Detailed Description

Function Documentation

◆ normalize_characters()

std::unique_ptr<cudf::column> nvtext::normalize_characters	(	cudf::strings_column_view const &	input,
		bool	do_lower_case,
		rmm::cuda_stream_view	stream = `cudf::get_default_stream()`,
		rmm::mr::device_memory_resource *	mr = `rmm::mr::get_current_device_resource()`
	)

Normalizes strings characters for tokenizing.

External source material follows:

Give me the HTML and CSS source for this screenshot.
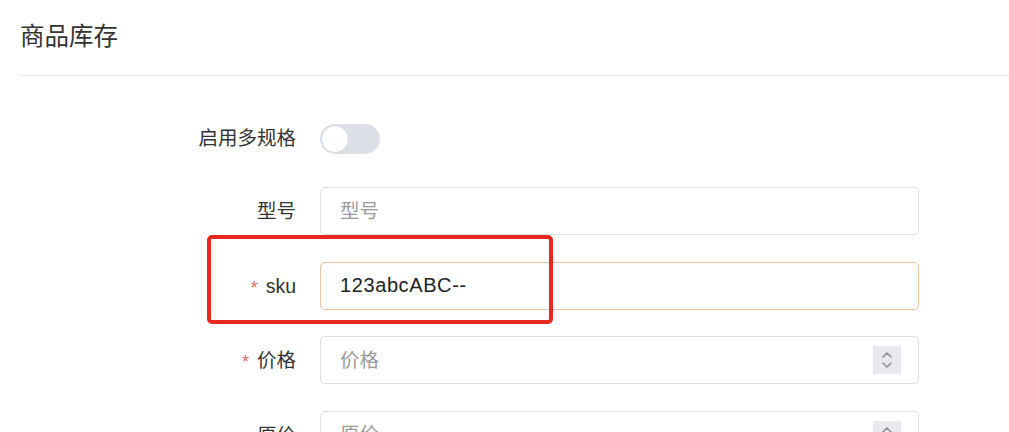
FILE: index.html
```html
<!DOCTYPE html>
<html lang="zh-CN">
<head>
<meta charset="utf-8">
<title>商品库存</title>
<link rel="stylesheet" href="styles.css">
</head>
<body>
<div class="page">
  <div class="header"><h1 class="title">商品库存</h1></div>
  <form class="form">
    <div class="row row-switch">
      <label class="label">启用多规格</label>
      <div class="control">
        <span class="switch"><span class="knob"></span></span>
      </div>
    </div>
    <div class="row">
      <label class="label">型号</label>
      <div class="control">
        <input class="input" type="text" placeholder="型号">
      </div>
    </div>
    <div class="row row-sku">
      <label class="label"><span class="req">*</span>sku</label>
      <div class="control">
        <input class="input input-warn" type="text" value="123abcABC--">
      </div>
      <div class="highlight"></div>
    </div>
    <div class="row">
      <label class="label"><span class="req">*</span>价格</label>
      <div class="control">
        <input class="input" type="text" placeholder="价格">
        <span class="spin">
          <svg width="12" height="20" viewBox="0 0 12 20"><path d="M2 7 L6 3 L10 7" fill="none" stroke="#8f8f99" stroke-width="1.6" stroke-linecap="round" stroke-linejoin="round"/><path d="M2 13 L6 17 L10 13" fill="none" stroke="#8f8f99" stroke-width="1.6" stroke-linecap="round" stroke-linejoin="round"/></svg>
        </span>
      </div>
    </div>
    <div class="row">
      <label class="label">原价</label>
      <div class="control">
        <input class="input" type="text" placeholder="原价">
        <span class="spin">
          <svg width="12" height="20" viewBox="0 0 12 20"><path d="M2 7 L6 3 L10 7" fill="none" stroke="#8f8f99" stroke-width="1.6" stroke-linecap="round" stroke-linejoin="round"/><path d="M2 13 L6 17 L10 13" fill="none" stroke="#8f8f99" stroke-width="1.6" stroke-linecap="round" stroke-linejoin="round"/></svg>
        </span>
      </div>
    </div>
  </form>
</div>
</body>
</html>
```
FILE: styles.css
```css
* { box-sizing: border-box; }
html, body { margin: 0; padding: 0; background: #fff; }
body {
  font-family: "Liberation Sans", "Noto Sans CJK SC", sans-serif;
  color: #333;
  overflow: hidden;
  height: 432px;
}
.page { padding-left: 20px; }
.header {
  height: 76px;
  border-bottom: 1px solid #e6e6e6;
}
.title {
  margin: 0;
  font-size: 24.5px;
  font-weight: 400;
  line-height: 74px;
  color: #333;
}
.form {
  padding-top: 39px;
  margin-right: 90px;
}
.row {
  display: grid;
  grid-template-columns: 276px 1fr;
  column-gap: 24px;
  align-items: center;
  height: 48px;
  margin-bottom: 26.5px;
}
.row-switch { margin-bottom: 24px; }
.row-sku { position: relative; }
.label {
  text-align: right;
  font-size: 19.5px;
  line-height: 1.2;
  color: #333;
  white-space: nowrap;
  position: relative;
  top: 1px;
}
.row-switch .label { top: 0; }
.req {
  color: #e36b6b;
  font-size: 18px;
  margin-right: 8px;
  position: relative;
  top: 1px;
}
.control {
  position: relative;
  height: 100%;
  display: flex;
  align-items: center;
}
.switch {
  position: relative;
  display: inline-block;
  width: 60px;
  height: 30px;
  border-radius: 15px;
  background: #dcdfe6;
}
.knob {
  position: absolute;
  left: 2px;
  top: 2px;
  width: 26px;
  height: 26px;
  border-radius: 50%;
  background: #fff;
  box-shadow: 0 0 1px rgba(0,0,0,0.15);
}
.input {
  width: 100%;
  height: 48px;
  border: 1px solid #dedfe3;
  border-radius: 5px;
  padding: 0 19px;
  font-family: "Liberation Sans", "Noto Sans CJK SC", sans-serif;
  font-size: 19.5px;
  color: #333;
  background: #fff;
  outline: none;
}
.input::placeholder { color: #9a9a9a; }
.input-warn {
  border-color: #ecc2a4;
  font-size: 20px;
  letter-spacing: 0.6px;
  color: #222;
}
.spin {
  position: absolute;
  right: 18px;
  top: 50%;
  margin-top: -14px;
  width: 28px;
  height: 28px;
  background: #e9e9ee;
  display: flex;
  align-items: center;
  justify-content: center;
}
.highlight {
  position: absolute;
  left: 187px;
  top: -27px;
  width: 346px;
  height: 89px;
  border: 4px solid #e8281e;
  border-radius: 5px;
  pointer-events: none;
}
```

This uses the normalizer that is built into the nvtext::subword_tokenize function which includes:

adding padding around punctuation (unicode category starts with "P") as well as certain ASCII symbols like "^" and "$"
adding padding around the CJK Unicode block characters
changing whitespace (e.g. "\t", "\n", "\r") to just space " "
removing control characters (unicode categories "Cc" and "Cf")

The padding process here adds a single space before and after the character. Details on unicode category can be found here: https://unicodebook.readthedocs.io/unicode.html#categories

If do_lower_case = true, lower-casing also removes the accents. The accents cannot be removed from upper-case characters without lower-casing and lower-casing cannot be performed without also removing accents. However, if the accented character is already lower-case, then only the accent is removed.

s = ["éâîô\teaio", "ĂĆĖÑÜ", "ACENU", "$24.08", "[a,bb]"]
s1 = normalize_characters(s,true)
s1 is now ["eaio eaio", "acenu", "acenu", " $ 24 . 08", " [ a , bb ] "]
s2 = normalize_characters(s,false)
s2 is now ["éâîô eaio", "ĂĆĖÑÜ", "ACENU", " $ 24 . 08", " [ a , bb ] "]

A null input element at row i produces a corresponding null entry for row i in the output column.

This function requires about 16x the number of character bytes in the input strings column as working memory.

Parameters

input	The input strings to normalize
do_lower_case	If true, upper-case characters are converted to lower-case and accents are stripped from those characters. If false, accented and upper-case characters are not transformed.
stream	CUDA stream used for device memory operations and kernel launches
mr	Memory resource to allocate any returned objects

Returns: Normalized strings column

◆ normalize_spaces()

std::unique_ptr<cudf::column> nvtext::normalize_spaces	(	cudf::strings_column_view const &	input,
		rmm::cuda_stream_view	stream = `cudf::get_default_stream()`,
		rmm::mr::device_memory_resource *	mr = `rmm::mr::get_current_device_resource()`
	)

Returns a new strings column by normalizing the whitespace in each string in the input column.

Normalizing a string replaces any number of whitespace character (character code-point <= ' ') runs with a single space ' ' and trims whitespace from the beginning and end of the string.

Example:
s = ["a b", "  c  d\n", "e \t f "]
t = normalize_spaces(s)
t is now ["a b","c d","e f"]